North

Cree outraged over 'disturbing' caribou hunt despite changes to this year's rules

Photos on social media of dozens of dead caribou on the Transtaiga Highway near Chisasibi in Northern Quebec, have yet again provoked outrage among Cree leaders, hunters and environmentalists.

'They don't even ask for permission anymore. They just come here, take what they can, and leave'

The Leaf River herd, currently migrating through the James Bay region, numbered 332,000 animals in 2015, down almost 7 per cent compared to the previous year. New data is expected to be released this week from an aerial survey conducted in summer 2016. (submitted by Luc Gervais)

Photos on social media of dozens of dead caribou on the Transtaiga Highway near Chisasibi, in Northern Quebec, have yet again provoked outrage among Cree leaders, hunters and environmentalists who say whoever hunted these animals took too many and did not obtain proper permission despite new rules designed to protect them.

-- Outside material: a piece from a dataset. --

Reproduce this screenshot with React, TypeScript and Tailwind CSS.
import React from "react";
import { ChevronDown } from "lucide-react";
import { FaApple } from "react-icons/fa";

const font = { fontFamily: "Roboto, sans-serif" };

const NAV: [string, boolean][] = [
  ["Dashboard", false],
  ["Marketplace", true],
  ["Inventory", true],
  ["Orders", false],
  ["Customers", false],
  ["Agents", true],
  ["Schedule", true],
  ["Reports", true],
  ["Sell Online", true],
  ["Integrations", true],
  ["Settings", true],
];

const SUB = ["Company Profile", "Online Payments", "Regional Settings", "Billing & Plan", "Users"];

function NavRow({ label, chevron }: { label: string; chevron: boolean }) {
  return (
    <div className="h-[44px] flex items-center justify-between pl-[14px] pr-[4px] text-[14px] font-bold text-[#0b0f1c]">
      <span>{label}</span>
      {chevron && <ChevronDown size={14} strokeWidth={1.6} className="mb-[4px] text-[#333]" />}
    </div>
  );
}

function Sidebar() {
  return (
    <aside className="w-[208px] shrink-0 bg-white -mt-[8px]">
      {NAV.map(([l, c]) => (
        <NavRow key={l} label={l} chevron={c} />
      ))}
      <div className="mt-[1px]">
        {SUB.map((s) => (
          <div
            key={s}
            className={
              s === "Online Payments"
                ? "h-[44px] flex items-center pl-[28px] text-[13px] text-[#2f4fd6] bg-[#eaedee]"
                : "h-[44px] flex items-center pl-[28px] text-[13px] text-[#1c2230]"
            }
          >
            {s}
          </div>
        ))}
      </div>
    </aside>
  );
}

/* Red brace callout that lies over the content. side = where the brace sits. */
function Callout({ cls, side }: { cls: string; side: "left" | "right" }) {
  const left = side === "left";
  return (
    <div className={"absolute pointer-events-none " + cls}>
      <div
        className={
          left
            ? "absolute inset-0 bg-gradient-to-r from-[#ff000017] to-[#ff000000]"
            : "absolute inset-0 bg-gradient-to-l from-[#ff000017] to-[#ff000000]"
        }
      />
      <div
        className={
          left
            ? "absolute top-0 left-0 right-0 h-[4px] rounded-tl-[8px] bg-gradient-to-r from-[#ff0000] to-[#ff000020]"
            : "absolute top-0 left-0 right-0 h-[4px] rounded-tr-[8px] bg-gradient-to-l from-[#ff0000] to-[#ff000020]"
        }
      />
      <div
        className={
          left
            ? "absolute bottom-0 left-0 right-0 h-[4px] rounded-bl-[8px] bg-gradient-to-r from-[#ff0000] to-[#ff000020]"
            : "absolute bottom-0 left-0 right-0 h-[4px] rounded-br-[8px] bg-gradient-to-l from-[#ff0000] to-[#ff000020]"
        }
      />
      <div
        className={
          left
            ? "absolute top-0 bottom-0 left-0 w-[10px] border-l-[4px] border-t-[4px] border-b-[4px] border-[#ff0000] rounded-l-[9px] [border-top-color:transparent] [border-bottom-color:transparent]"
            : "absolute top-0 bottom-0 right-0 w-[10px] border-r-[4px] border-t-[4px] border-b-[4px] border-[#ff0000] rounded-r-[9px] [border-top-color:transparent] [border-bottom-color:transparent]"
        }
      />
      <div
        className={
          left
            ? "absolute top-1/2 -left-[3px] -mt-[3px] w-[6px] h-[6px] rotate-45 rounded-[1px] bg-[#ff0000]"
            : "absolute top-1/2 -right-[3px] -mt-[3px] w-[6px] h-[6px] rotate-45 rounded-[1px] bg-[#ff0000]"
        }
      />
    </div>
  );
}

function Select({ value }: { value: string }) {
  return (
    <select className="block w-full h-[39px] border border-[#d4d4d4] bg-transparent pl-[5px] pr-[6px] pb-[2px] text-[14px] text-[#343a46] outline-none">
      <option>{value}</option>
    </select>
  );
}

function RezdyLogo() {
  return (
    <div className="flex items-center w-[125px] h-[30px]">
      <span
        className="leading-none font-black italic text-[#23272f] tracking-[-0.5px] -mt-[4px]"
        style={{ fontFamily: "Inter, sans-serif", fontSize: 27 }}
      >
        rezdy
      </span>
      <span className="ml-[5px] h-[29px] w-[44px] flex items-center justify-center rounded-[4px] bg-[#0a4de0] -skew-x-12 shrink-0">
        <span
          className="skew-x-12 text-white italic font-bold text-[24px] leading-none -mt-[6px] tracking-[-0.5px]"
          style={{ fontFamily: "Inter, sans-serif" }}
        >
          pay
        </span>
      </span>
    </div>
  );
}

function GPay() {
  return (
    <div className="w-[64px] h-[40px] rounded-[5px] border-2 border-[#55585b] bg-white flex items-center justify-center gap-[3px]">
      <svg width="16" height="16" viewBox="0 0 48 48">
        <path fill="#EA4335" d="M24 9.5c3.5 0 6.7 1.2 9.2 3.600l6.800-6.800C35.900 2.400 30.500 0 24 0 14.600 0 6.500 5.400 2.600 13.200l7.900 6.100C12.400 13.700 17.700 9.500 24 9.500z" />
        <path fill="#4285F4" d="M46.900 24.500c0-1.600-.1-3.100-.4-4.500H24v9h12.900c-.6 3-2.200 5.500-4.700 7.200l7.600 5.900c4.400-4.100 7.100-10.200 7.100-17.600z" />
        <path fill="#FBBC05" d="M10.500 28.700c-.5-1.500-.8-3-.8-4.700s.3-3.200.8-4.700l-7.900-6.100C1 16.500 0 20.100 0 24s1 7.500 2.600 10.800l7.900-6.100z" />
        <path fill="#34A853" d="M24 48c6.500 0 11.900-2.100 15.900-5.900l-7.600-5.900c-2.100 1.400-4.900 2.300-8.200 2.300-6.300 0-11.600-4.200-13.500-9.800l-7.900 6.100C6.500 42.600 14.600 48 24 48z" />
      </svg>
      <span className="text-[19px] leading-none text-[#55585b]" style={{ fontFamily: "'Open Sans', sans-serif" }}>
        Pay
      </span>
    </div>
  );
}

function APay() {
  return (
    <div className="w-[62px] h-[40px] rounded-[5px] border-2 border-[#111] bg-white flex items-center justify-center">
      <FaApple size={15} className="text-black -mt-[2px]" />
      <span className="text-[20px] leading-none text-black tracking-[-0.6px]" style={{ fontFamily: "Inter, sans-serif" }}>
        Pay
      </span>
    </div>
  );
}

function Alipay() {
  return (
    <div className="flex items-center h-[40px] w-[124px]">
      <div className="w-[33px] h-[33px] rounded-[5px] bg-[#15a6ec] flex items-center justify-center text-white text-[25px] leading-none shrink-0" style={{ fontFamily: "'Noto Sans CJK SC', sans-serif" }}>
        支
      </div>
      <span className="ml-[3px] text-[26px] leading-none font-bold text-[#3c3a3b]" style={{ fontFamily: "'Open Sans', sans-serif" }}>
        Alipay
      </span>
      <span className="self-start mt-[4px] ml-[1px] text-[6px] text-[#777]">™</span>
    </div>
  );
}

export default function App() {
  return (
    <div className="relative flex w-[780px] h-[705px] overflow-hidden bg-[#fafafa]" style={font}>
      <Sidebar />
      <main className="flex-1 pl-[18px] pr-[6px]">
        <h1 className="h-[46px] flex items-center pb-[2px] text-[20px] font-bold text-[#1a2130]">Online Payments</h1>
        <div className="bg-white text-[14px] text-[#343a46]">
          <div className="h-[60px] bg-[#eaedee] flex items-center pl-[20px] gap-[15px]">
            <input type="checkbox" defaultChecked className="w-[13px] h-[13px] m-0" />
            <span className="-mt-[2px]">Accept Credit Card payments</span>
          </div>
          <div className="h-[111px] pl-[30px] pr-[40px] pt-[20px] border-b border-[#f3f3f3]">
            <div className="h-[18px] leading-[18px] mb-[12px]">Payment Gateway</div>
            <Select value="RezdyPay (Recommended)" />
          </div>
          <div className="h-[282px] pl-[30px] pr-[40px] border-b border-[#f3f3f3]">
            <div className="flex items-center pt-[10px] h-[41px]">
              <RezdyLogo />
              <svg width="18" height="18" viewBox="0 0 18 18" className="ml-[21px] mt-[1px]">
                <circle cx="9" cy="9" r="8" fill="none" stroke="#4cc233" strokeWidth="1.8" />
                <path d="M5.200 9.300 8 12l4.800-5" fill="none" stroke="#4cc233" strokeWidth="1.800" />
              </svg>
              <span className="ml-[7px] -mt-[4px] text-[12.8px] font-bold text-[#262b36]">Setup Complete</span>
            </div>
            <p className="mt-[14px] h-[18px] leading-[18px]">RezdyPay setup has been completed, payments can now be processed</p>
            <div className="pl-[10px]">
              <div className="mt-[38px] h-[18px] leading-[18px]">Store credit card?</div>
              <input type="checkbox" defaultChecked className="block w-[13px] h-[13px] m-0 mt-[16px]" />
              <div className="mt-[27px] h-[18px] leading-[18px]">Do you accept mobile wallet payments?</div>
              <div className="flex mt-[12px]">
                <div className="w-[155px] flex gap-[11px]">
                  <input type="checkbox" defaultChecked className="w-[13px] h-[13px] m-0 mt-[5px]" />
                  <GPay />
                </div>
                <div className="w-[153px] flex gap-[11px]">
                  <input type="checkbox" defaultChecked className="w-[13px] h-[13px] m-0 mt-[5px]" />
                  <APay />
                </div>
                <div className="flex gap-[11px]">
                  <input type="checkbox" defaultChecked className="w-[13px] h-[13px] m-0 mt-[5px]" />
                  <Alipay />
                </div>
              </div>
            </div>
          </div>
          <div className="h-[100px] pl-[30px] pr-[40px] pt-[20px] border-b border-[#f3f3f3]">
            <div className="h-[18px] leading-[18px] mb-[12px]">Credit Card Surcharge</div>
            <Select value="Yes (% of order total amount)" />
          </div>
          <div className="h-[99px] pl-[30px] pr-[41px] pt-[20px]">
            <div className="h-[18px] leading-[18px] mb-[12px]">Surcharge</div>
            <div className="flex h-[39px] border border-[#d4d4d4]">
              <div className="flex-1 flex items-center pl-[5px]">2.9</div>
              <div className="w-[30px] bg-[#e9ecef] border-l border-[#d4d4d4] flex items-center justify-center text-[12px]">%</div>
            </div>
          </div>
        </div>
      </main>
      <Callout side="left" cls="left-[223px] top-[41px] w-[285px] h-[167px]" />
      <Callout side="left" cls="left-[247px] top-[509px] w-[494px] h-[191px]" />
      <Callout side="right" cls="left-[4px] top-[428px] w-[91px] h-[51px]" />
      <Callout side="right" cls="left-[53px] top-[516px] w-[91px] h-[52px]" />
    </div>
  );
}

The rules governing the Dec. 1 to Jan. 31 sports hunt — which apply to anyone who is not a beneficiary of the James Bay and Northern Quebec Agreement, including hunters from the Innu or other First Nations — changed this year in an effort to curb meat wastage, reduce the number of hunters visiting the territory, and protect the Leaf River caribou herd.

The herd's population shrunk about seven per cent between 2014 and 2015.

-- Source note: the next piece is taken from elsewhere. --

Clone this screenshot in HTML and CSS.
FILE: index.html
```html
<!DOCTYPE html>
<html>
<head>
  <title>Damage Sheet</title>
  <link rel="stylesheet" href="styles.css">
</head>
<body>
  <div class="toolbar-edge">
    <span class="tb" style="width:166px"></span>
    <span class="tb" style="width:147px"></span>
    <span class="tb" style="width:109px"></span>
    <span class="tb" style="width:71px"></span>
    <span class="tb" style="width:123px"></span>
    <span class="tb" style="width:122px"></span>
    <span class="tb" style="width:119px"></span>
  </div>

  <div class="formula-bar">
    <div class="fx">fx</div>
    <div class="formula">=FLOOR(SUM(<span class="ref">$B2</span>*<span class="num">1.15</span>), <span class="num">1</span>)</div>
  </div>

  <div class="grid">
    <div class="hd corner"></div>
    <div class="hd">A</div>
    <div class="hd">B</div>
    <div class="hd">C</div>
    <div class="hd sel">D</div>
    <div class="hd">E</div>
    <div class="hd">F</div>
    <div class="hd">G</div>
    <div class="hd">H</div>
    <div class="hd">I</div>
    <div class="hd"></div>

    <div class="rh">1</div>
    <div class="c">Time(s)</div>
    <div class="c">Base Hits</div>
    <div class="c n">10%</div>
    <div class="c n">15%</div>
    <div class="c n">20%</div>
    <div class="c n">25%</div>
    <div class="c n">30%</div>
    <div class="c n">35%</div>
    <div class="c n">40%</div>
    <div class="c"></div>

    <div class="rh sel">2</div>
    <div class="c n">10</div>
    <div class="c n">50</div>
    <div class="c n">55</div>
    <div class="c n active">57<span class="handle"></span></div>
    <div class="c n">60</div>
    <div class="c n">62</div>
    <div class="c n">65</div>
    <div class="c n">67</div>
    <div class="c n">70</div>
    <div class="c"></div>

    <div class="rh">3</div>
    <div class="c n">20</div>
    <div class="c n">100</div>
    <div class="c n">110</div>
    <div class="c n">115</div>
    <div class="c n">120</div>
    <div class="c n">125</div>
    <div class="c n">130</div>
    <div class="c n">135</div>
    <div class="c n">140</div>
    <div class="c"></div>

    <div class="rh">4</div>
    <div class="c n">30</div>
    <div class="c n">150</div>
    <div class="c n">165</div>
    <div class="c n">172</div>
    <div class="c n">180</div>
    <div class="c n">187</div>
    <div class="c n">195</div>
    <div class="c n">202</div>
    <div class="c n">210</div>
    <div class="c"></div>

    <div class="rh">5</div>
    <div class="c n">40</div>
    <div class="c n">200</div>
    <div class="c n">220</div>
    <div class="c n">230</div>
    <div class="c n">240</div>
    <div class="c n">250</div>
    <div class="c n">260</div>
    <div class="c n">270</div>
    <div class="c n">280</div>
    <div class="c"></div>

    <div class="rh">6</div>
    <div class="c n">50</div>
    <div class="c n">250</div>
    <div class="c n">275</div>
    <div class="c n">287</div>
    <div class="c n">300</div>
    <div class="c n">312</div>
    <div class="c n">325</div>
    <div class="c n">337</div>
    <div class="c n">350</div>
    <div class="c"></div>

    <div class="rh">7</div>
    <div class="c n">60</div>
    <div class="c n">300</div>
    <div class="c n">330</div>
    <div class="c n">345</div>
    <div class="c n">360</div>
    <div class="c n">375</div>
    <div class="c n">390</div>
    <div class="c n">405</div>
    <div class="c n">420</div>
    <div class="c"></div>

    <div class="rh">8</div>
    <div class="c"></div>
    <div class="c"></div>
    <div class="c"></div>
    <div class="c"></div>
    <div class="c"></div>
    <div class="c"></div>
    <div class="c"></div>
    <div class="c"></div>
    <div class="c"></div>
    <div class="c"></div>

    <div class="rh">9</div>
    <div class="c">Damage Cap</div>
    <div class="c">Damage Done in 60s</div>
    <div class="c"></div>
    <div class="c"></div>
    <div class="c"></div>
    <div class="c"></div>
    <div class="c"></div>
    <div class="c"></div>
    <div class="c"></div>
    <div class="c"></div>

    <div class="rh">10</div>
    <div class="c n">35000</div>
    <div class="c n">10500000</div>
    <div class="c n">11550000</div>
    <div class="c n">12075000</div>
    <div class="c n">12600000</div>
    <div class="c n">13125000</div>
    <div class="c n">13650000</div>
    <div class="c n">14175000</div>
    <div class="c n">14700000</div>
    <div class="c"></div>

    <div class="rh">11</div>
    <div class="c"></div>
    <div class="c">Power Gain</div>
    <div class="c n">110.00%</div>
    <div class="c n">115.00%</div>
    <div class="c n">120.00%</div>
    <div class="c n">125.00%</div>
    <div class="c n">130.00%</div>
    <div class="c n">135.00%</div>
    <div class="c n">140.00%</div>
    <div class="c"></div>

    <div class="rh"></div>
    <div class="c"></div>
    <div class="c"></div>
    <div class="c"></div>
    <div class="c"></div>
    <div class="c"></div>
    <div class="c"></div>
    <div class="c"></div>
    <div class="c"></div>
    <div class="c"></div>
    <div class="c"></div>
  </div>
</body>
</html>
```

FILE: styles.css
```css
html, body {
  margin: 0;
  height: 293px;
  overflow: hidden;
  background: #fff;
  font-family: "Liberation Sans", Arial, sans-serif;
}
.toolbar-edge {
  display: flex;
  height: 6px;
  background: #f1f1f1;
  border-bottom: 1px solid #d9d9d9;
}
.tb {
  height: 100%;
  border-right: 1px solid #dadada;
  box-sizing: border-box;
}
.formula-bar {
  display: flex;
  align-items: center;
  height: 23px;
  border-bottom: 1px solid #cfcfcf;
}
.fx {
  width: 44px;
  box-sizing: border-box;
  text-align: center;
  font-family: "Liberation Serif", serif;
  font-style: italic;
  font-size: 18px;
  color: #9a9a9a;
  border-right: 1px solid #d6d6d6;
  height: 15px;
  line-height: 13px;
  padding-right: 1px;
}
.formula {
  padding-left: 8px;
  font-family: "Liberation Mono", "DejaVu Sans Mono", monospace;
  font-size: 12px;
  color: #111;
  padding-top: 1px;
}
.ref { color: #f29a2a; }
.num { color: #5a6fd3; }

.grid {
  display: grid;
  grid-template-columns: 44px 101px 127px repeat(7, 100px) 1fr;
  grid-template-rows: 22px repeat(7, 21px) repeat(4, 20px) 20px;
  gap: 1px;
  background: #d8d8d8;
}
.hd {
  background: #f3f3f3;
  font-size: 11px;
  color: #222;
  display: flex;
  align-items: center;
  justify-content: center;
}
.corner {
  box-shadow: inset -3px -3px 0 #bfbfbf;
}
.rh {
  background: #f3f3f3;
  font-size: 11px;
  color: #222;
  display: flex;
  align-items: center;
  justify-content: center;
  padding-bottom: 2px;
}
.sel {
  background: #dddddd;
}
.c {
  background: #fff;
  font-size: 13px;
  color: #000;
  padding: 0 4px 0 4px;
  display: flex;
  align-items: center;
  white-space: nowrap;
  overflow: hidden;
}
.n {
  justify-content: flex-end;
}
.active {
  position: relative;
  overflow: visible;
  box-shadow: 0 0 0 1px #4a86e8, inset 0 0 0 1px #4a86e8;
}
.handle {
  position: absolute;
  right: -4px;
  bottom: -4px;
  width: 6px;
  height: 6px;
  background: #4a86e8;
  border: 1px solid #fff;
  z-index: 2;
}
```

Meat wastage rampant, says wildlife administrator

"We see whole caribou carcasses left on the side of the road, a lot of guts lying along the side of the roads or near camps," said Nadia Saganash, wildlife management administrator with the Cree Nation Government, describing some of the photos she receives every year.

After photos circulated of unidentified people standing amid 60 dead caribou, Chisasibi's band councillors took up the issue at their meeting this week.

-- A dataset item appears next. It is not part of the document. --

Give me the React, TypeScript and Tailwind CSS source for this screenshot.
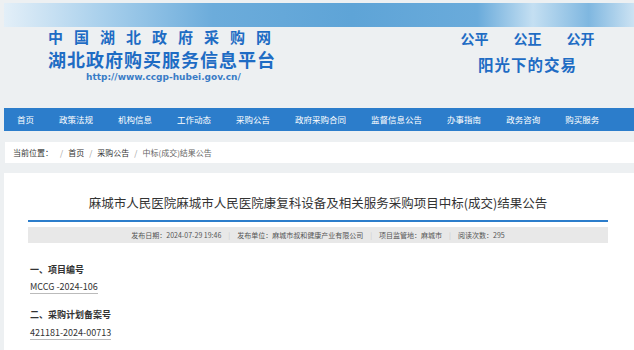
import { ReactElement } from 'react';

const navItems = [
  '首页',
  '政策法规',
  '机构信息',
  '工作动态',
  '采购公告',
  '政府采购合同',
  '监督信息公告',
  '办事指南',
  '政务咨询',
  '购买服务',
];

function Sep(): ReactElement {
  return <span className="mx-[7px] text-[#c8c8c8]">|</span>;
}

export default function App(): ReactElement {
  return (
    <div className="h-screen overflow-hidden bg-[#edf0f2] font-['Noto_Sans_CJK_SC',sans-serif]">
      <div className="w-[700px] pl-[4px] pt-[3px]">
        {/* sky banner */}
        <div className="h-[24px] bg-[linear-gradient(90deg,#e3eff8_0%,#a9d0ec_14%,#6cacdb_30%,#5ea4d7_50%,#6aabdb_68%,#c4dff2_76%,#7fb7e0_84%,#e9f3fa_93%,#f4f8fb_100%)]" />

        {/* header texts */}
        <div className="flex h-[81px] whitespace-nowrap pl-[44px] font-bold text-[#1e6cc4]">
          <div className="w-[231px] shrink-0">
            <div className="mt-[1px] text-[15px] leading-[18px] tracking-[11px]">中国湖北政府采购网</div>
            <div className="mt-[3px] text-[18px] leading-[20px] tracking-[1px]">湖北政府购买服务信息平台</div>
            <div className="mt-[3px] pl-[38px] font-['DejaVu_Sans',sans-serif] text-[9px] font-bold leading-[10px] text-[#3a7cc6]">
              http://www.ccgp-hubei.gov.cn/
            </div>
          </div>
          <div className="ml-[183px] w-[131px] shrink-0 text-center">
            <div className="mt-[3px] flex justify-center gap-[25px] text-[14px] leading-[16px]">
              <span>公平</span>
              <span>公正</span>
              <span>公开</span>
            </div>
            <div className="mt-[9px] text-[15.5px] leading-[18px] tracking-[1px]">阳光下的交易</div>
          </div>
        </div>

        {/* nav */}
        <div className="flex h-[23px] items-center whitespace-nowrap bg-[#2c7dcb] text-[8.5px] text-white">
          {navItems.map((item) => (
            <span key={item} className="px-[12.5px] leading-none first:pl-[13px]">
              {item}
            </span>
          ))}
        </div>

        {/* breadcrumb */}
        <div className="mt-[11px] ml-[1px] flex h-[21px] items-center bg-white pl-[8px] text-[8px] text-[#333]">
          <span>当前位置：</span>
          <span className="mx-[5px] ml-[7px] text-[#999]">/</span>
          <span>首页</span>
          <span className="mx-[5px] text-[#999]">/</span>
          <span>采购公告</span>
          <span className="mx-[5px] text-[#999]">/</span>
          <span className="text-[#666]">中标(成交)结果公告</span>
        </div>

        {/* content */}
        <div className="mt-[10px] h-[177px] bg-white pl-[24px] pr-[92px]">
          <h1 className="whitespace-nowrap pt-[21px] text-center text-[12.5px] leading-[18px] text-[#333]">
            麻城市人民医院麻城市人民医院康复科设备及相关服务采购项目中标(成交)结果公告
          </h1>
          <div className="mt-[8px] h-[2px] bg-[#2c7dcb]" />
          <div className="mt-[5px] flex h-[16px] items-center justify-center whitespace-nowrap bg-[#e8e8e8] text-[7px] text-[#555]">
            <span>发布日期：2024-07-29 19:46</span>
            <Sep />
            <span>发布单位：麻城市叔和健康产业有限公司</span>
            <Sep />
            <span>项目监管地：麻城市</span>
            <Sep />
            <span>阅读次数：295</span>
          </div>

          <div className="pl-[2px] text-[9px] text-[#333]">
            <div className="mt-[21px] font-bold leading-[12px]">一、项目编号</div>
            <div className="mt-[5px] leading-[12px]">
              <span className="border-b border-[#bbb]">MCCG -2024-106</span>
            </div>
            <div className="mt-[16px] font-bold leading-[12px]">二、采购计划备案号</div>
            <div className="mt-[6px] leading-[12px]">
              <span className="border-b border-[#bbb]">421181-2024-00713</span>
            </div>
          </div>
        </div>
      </div>
    </div>
  );
}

"We've seen security issues as well, pictures of camps with bullet holes in them."

Saganash says some hunters don't realize the territory is inhabited, and don't hunt respectfully.

After photos circulated on Facebook of unidentified people standing amid 60 dead caribou, Chisasibi's band councillors took up the issue at their meeting this week.

"They don't even ask for permission anymore. They just come here, take what they can, and leave," said Chisasibi Chief Davey Bobbish.

"As First Nations we have to be careful. We have to be mindful of the wildlife and take care of it. What we've been seeing the last week or so is really disturbing."

New rules, mixed results

This year, Zone 22A (see map) has been closed entirely to non-beneficiary hunters. In addition, hunters are required to register their animals whole or in quarters with head and limbs attached, to discourage hunters from dumping unwanted parts. 

In previous years two caribou were allowed per permit, whereas this year it's one per permit but hunters may obtain two permits each. A buffer of two kilometres along either side of the Chisasibi road is off-limits for visiting hunters. 

The JBNQA protects the hunting rights of the Cree, Inuit and Naskapi beneficiaries. However, the Innu also depend on the caribou which have been less plentiful in recent years in Innu territories. 

"The caribou is a resource that's important to many Aboriginal nations," said Saganash. "But we have the JBNQA framework which makes the situation awkward and difficult to deal with.

"On the one hand we want to respect the JBNQA but on the other hand we also want to respect our cultural ways which is to help our neighbours in need of this resource."

Many Innu no longer have access to caribou because they used to hunt from the George River herd which has has declined by 99 per cent since the early 1990s, according to the Quebec government. 

The Leaf River herd, currently migrating through the James Bay region, numbered 332,000 animals in 2015, down almost seven per cent compared to the previous year. New data is expected to be released later this week from an aerial survey conducted in summer 2016. 

We 'have to follow the teachings'

A handful of wildlife officers working for Quebec's ministry of Forests, Wildlife and Parks are responsible for a huge territory with few roads, making close surveillance difficult.

The caribou travel up to 6,000 km every year, migrating from their winter feeding grounds in the boreal forest to the tundra of Nunavik where their calves are born during the summer.

Chisasibi elder Samuel Bearskin remembers a time when caribou were scarce and his people were sometimes hungry. 

"We as the Cree Nation have to follow the teachings that have been passed on to us," he said. "Where the animals, the fish, the birds are what we rely on for our survival. If only we were able to follow the rules of not wasting anything we harvest, we wouldn't have to be worrying about the animals being disrespected."